Tuesday, April 15, 2014

The support through unknown

As I mother, accepting and talking about the real possibility that there is something amiss with your child is very hard to swallow and at this point still hard to talk about without choking back tears. Not that you want any of these tests to come back abnormal, but getting partial results and some sort of direction gives us more faith in our neurologist. But only having a partial answer may actually be harder than having no answer. We know there is something going on that is affecting both his muscles and his brain, and no specific course of treatment yet beyond what we’re already doing is very hard to bear. Not knowing the full answer and that there may (or may not be) something more we can do for him, makes me feel even more helpless than I already do.

With these spasms only have kicked up a notch (or many) since late last week, yesterday was the first time I was by myself with Riley all day while Chris was at work. Yesterday and today it’s been very hard to have my happy smiley boy one minute, and then have this fog roll in the next. It seems like he’s himself in the mornings, and then pretty lethargic in the afternoons when spasms seem to be most present. It also doesn’t help that it seems like the spasms are making him tired in general as well, and that’s when they happen. Until his medicine arrives tomorrow, all I’ve been able to do is cuddle him through it and rub his head. They are not harmful to him at this time, but you can tell that he doesn’t understand it sometimes, and sometimes he’s tired enough to sleep but they aren’t allowing him to do so, so he gets frustrated.

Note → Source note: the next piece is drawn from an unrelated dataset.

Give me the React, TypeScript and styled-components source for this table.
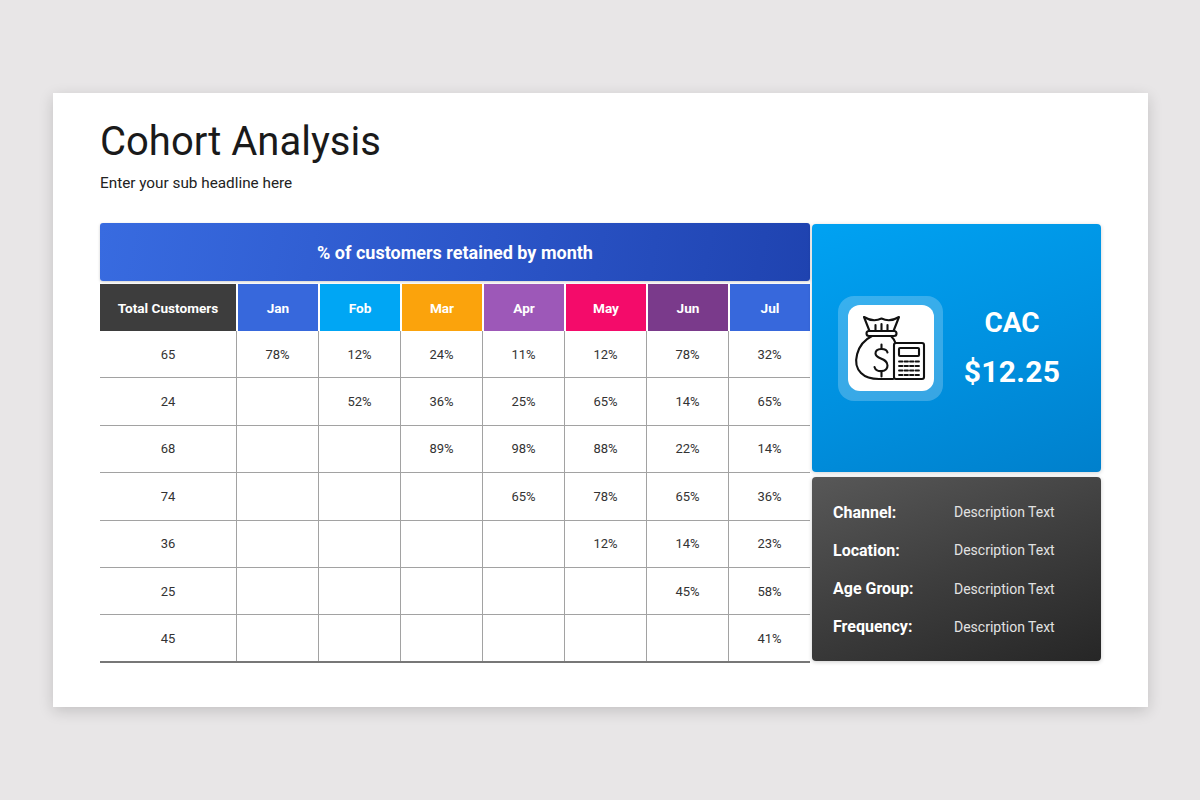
import styled, { createGlobalStyle } from "styled-components";

const GlobalStyle = createGlobalStyle`
  html, body {
    margin: 0;
    padding: 0;
    background: #e8e6e7;
    font-family: Roboto, "Liberation Sans", Arial, sans-serif;
  }
  * { box-sizing: border-box; }
`;

interface IMonth {
  name: string;
  color: string;
}

const months: IMonth[] = [
  { name: "Jan", color: "#3768dc" },
  { name: "Fob", color: "#00a6f4" },
  { name: "Mar", color: "#fba30c" },
  { name: "Apr", color: "#9d58b8" },
  { name: "May", color: "#f40b6a" },
  { name: "Jun", color: "#7a3a8b" },
  { name: "Jul", color: "#3768dc" },
];

const rows: { total: number; values: string[] }[] = [
  { total: 65, values: ["78%", "12%", "24%", "11%", "12%", "78%", "32%"] },
  { total: 24, values: ["", "52%", "36%", "25%", "65%", "14%", "65%"] },
  { total: 68, values: ["", "", "89%", "98%", "88%", "22%", "14%"] },
  { total: 74, values: ["", "", "", "65%", "78%", "65%", "36%"] },
  { total: 36, values: ["", "", "", "", "12%", "14%", "23%"] },
  { total: 25, values: ["", "", "", "", "", "45%", "58%"] },
  { total: 45, values: ["", "", "", "", "", "", "41%"] },
];

const details = [
  { label: "Channel:", value: "Description Text" },
  { label: "Location:", value: "Description Text" },
  { label: "Age Group:", value: "Description Text" },
  { label: "Frequency:", value: "Description Text" },
];

export default function App() {
  return (
    <>
      <GlobalStyle />
      <Page>
        <Card>
          <Title>Cohort Analysis</Title>
          <SubTitle>Enter your sub headline here</SubTitle>
          <Main>
            <Table>
              <TableBanner>% of customers retained by month</TableBanner>
              <HeadRow>
                <HeadCell color="#3d3d3d" first>
                  Total Customers
                </HeadCell>
                {months.map((m) => (
                  <HeadCell key={m.name} color={m.color}>
                    {m.name}
                  </HeadCell>
                ))}
              </HeadRow>
              {rows.map((r, i) => (
                <BodyRow key={i} last={i === rows.length - 1}>
                  <BodyCell first>{r.total}</BodyCell>
                  {r.values.map((v, j) => (
                    <BodyCell key={j}>{v}</BodyCell>
                  ))}
                </BodyRow>
              ))}
            </Table>
            <Side>
              <CacPanel>
                <IconFrame>
                  <IconTile>
                    <BagIcon />
                  </IconTile>
                </IconFrame>
                <CacText>
                  <CacLabel>CAC</CacLabel>
                  <CacValue>$12.25</CacValue>
                </CacText>
              </CacPanel>
              <InfoPanel>
                {details.map((d) => (
                  <InfoRow key={d.label}>
                    <InfoLabel>{d.label}</InfoLabel>
                    <InfoValue>{d.value}</InfoValue>
                  </InfoRow>
                ))}
              </InfoPanel>
            </Side>
          </Main>
        </Card>
      </Page>
    </>
  );
}

function BagIcon() {
  return (
    <svg
      width="85"
      height="85"
      viewBox="0 0 85 85"
      fill="none"
      stroke="#111"
      strokeWidth={2.1}
      strokeLinecap="round"
      strokeLinejoin="round"
    >
      {/* bag top */}
      <path d="M16 11 Q25 16.5 33.5 12.5 Q42 16.5 51 11 L45.5 25 L21.5 25 Z" />
      <path d="M27.5 19 V25 M33.5 18 V25 M39.5 19 V25" />
      <rect x="18.5" y="25" width="30" height="5" rx="2.5" />
      {/* bag body */}
      <path d="M24 30 C 8 38, 4 58, 13 67 C 18 72, 25 73, 31 73 L 45 73" />
      <path d="M43 30 C 45 32, 46.5 34, 47.5 37" />
      {/* dollar */}
      <path d="M39.5 46.5 C 38.5 42, 27.5 41.5, 27.5 47.5 C 27.5 53.5, 39.5 51.5, 39.5 59.5 C 39.5 66.5, 28 67, 26.5 61" />
      <path d="M33.5 38.5 V42 M33.5 66.5 V70.5" />
      {/* calculator */}
      <rect x="46" y="37" width="30" height="36" rx="2" />
      <rect x="51" y="42" width="20" height="8" rx="1" />
      {[55.5, 60, 64.5, 69].map((y) =>
        [51, 56.5, 62, 67.5].map((x) => (
          <path key={`${x}-${y}`} d={`M${x} ${y} H${x + 3.5}`} strokeWidth={1.8} />
        ))
      )}
    </svg>
  );
}

const Page = styled.div`
  width: 1200px;
  height: 800px;
  padding: 93px 52px 0 53px;
`;

const Card = styled.div`
  width: 1095px;
  height: 614px;
  background: #fff;
  box-shadow: 0 4px 14px rgba(0, 0, 0, 0.16);
  padding: 25px 47px 0 47px;
  display: flex;
  flex-direction: column;
`;

const Title = styled.h1`
  margin: 0;
  font-size: 40px;
  line-height: 48px;
  font-weight: 400;
  color: #1a1a1a;
`;

const SubTitle = styled.div`
  margin-top: 7px;
  font-size: 15.3px;
  line-height: 20px;
  color: #222;
`;

const Main = styled.div`
  margin-top: 30px;
  display: flex;
  gap: 2px;
`;

const Table = styled.div`
  width: 710px;
  display: flex;
  flex-direction: column;
`;

const TableBanner = styled.div`
  height: 58px;
  border-radius: 3px;
  background: linear-gradient(100deg, #386be0 0%, #2b55c8 55%, #1f43b0 100%);
  box-shadow: 0 1px 3px rgba(0, 0, 0, 0.2);
  color: #fff;
  font-size: 18px;
  font-weight: 700;
  display: flex;
  align-items: center;
  justify-content: center;
`;

const HeadRow = styled.div`
  margin-top: 3px;
  display: grid;
  grid-template-columns: 136px repeat(7, 1fr);
  height: 47px;
`;

const HeadCell = styled.div<{ color: string; first?: boolean }>`
  background: ${(p) => p.color};
  border-left: ${(p) => (p.first ? "none" : "2px solid #fff")};
  color: #fff;
  font-size: 13.6px;
  font-weight: 700;
  display: flex;
  align-items: center;
  justify-content: center;
`;

const BodyRow = styled.div<{ last?: boolean }>`
  display: grid;
  grid-template-columns: 136px repeat(7, 1fr);
  height: 47.4px;
  border-bottom: ${(p) => (p.last ? "2px solid #777" : "1.5px solid #a2a2a2")};
`;

const BodyCell = styled.div<{ first?: boolean }>`
  border-left: ${(p) => (p.first ? "none" : "1.5px solid #a2a2a2")};
  color: #333;
  font-size: 13px;
  display: flex;
  align-items: center;
  justify-content: center;
`;

const Side = styled.div`
  width: 289px;
  display: flex;
  flex-direction: column;
  gap: 5px;
  padding-top: 1px;
`;

const CacPanel = styled.div`
  height: 248px;
  border-radius: 4px;
  background: linear-gradient(160deg, #00a2f2 0%, #0090df 55%, #0080cc 100%);
  box-shadow: 0 1px 4px rgba(0, 0, 0, 0.18);
  display: flex;
  align-items: center;
  padding-left: 26px;
`;

const IconFrame = styled.div`
  width: 105px;
  height: 105px;
  border-radius: 16px;
  background: rgba(255, 255, 255, 0.22);
  display: flex;
  align-items: center;
  justify-content: center;
`;

const IconTile = styled.div`
  width: 86px;
  height: 86px;
  border-radius: 12px;
  background: #fff;
  display: flex;
  align-items: center;
  justify-content: center;
`;

const CacText = styled.div`
  flex: 1;
  display: flex;
  flex-direction: column;
  align-items: center;
  color: #fff;
  font-weight: 700;
  padding-right: 20px;
`;

const CacLabel = styled.div`
  font-size: 28px;
  line-height: 34px;
`;

const CacValue = styled.div`
  margin-top: 14px;
  font-size: 30px;
  line-height: 36px;
  letter-spacing: 0.3px;
`;

const InfoPanel = styled.div`
  height: 184px;
  border-radius: 4px;
  background: linear-gradient(160deg, #585858 0%, #3e3e3e 50%, #262626 100%);
  box-shadow: 0 1px 4px rgba(0, 0, 0, 0.2);
  padding: 16px 21px 15px 21px;
  display: flex;
  flex-direction: column;
`;

const InfoRow = styled.div`
  height: 38.3px;
  display: flex;
  align-items: center;
`;

const InfoLabel = styled.div`
  width: 121px;
  color: #fff;
  font-size: 16px;
  font-weight: 700;
`;

const InfoValue = styled.div`
  color: #e2e2e2;
  font-size: 14px;
`;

However, coming out and sharing with everyone our struggles and journey that we are on, and receiving the overwhelming love and support, brings me to tears. Happy tears. I admit I’m still not a fan of having everyone know, because it means that it has to be real; seeing how supportive everyone is means the world to me, to Chris and to Riley. He couldn’t have been born into a more warm and loving family and amazing friends. Thank you for being there for us and him as we continue to search for more answers and treatments.


1 comment:

  1. Krista, Chris and Riley...you 3 totally have our support and we love you all. Don't hesitate to ask for any help you may need...or just a shoulder to lean on. We love you all! Thanks for sharing.